A new £6 million project led by the University of Leeds is predicted to bring a £50 million benefit to the Yorkshire economy by reducing the costs and impact of water-related threats to the region.
Bringing together partners from across the region and using existing research funded by the Natural Environment Research Council (NERC), the team will look to join up ways of improving water quality, resilience to floods and droughts, carbon storage and biodiversity.

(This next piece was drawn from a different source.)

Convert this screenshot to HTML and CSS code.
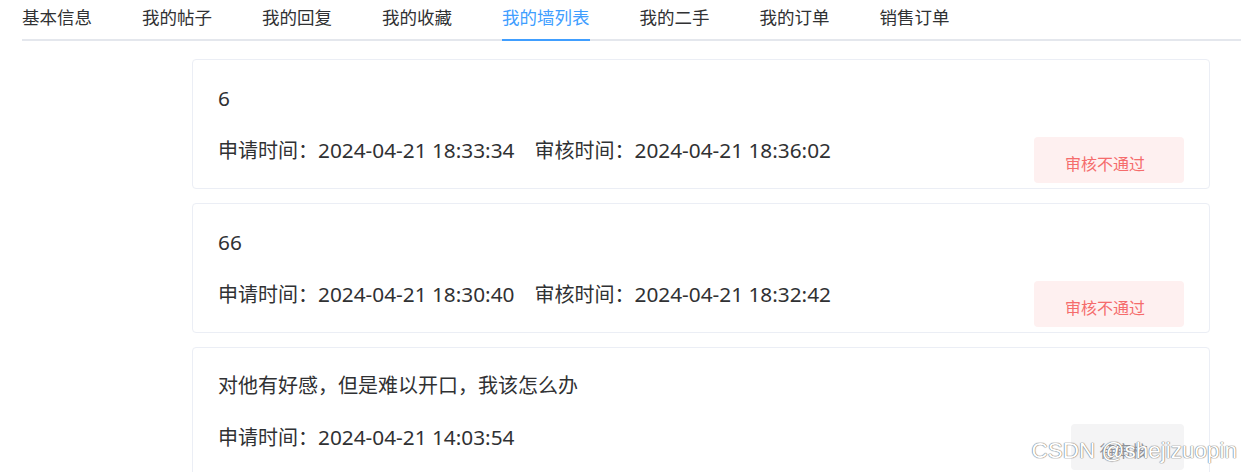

In doing so, the project will make more efficient uses of resources and enable planning across the whole catchment area, bringing both economic and societal benefits.
Work on the project, called Yorkshire Integrated Catchment Solutions Programme (iCASP), will begin in March 2017.
Professor Joseph Holden, leader of Yorkshire iCASP and Director of the University’s research group water@leeds, said: “By creating a region that is better able to deal with a more variable climate, and develop integrated solutions to floods, droughts, water quality and carbon storage it will become an area that attracts investment as people and their businesses opt to live and work in an area that has adapted to the severe effects of environmental change, with improved quality of life.”
Activities in Yorkshire iCASP will focus on the Yorkshire Ouse basin – encompassing the cities of Leeds, Bradford, York and Sheffield, as well as the rivers Aire, Calder, Derwent, Don, Swale, Wharfe, Ure and Nidd and their tributaries – but the findings will be applicable nationwide.
The Yorkshire Ouse basin is home to 6.7% of the UK population and 30% of the Northern Powerhouse. The region includes a variety of different environments, from large urban areas to lowland agriculture and sparsely populated uplands, including National Parks and Areas of Outstanding Natural Beauty.
Key objectives of Yorkshire iCASP include reducing drought and flood risk through improved integration between weather forecasting, land management and water resource management; improvements in water quality for both human water supply and rivers; and better management of soils for improved regional food security and carbon storage.
Professor David Hodgson, deputy leader of the Yorkshire iCASP team from the School of Earth and Environment at the University of Leeds, said: “Working with partners in the region, we will be able to use our environmental science expertise to identify, test and improve catchment solutions that increase the resilience of towns, cities and our major rural agricultural economy to water-related threats.”
Yorkshire iCASP has already attracted £1.3 million in funding from 16 regional stakeholders – spanning government, businesses and charities – in addition to a grant of £4.7 million from NERC. The Yorkshire iCASP team hopes to bring more stakeholders on board, bringing together a diverse range of expertise and resources to tackle water-related problems.
Professor Holden concluded: “Yorkshire iCASP will enable us to join forces with organisations across the region to create a springboard for the future, moving beyond a region worried about water-related problems, to one that leads the world in integrated catchment solutions.
“It will show how a region can work together to create joined up water solutions, while ensuring thriving rural and urban communities.”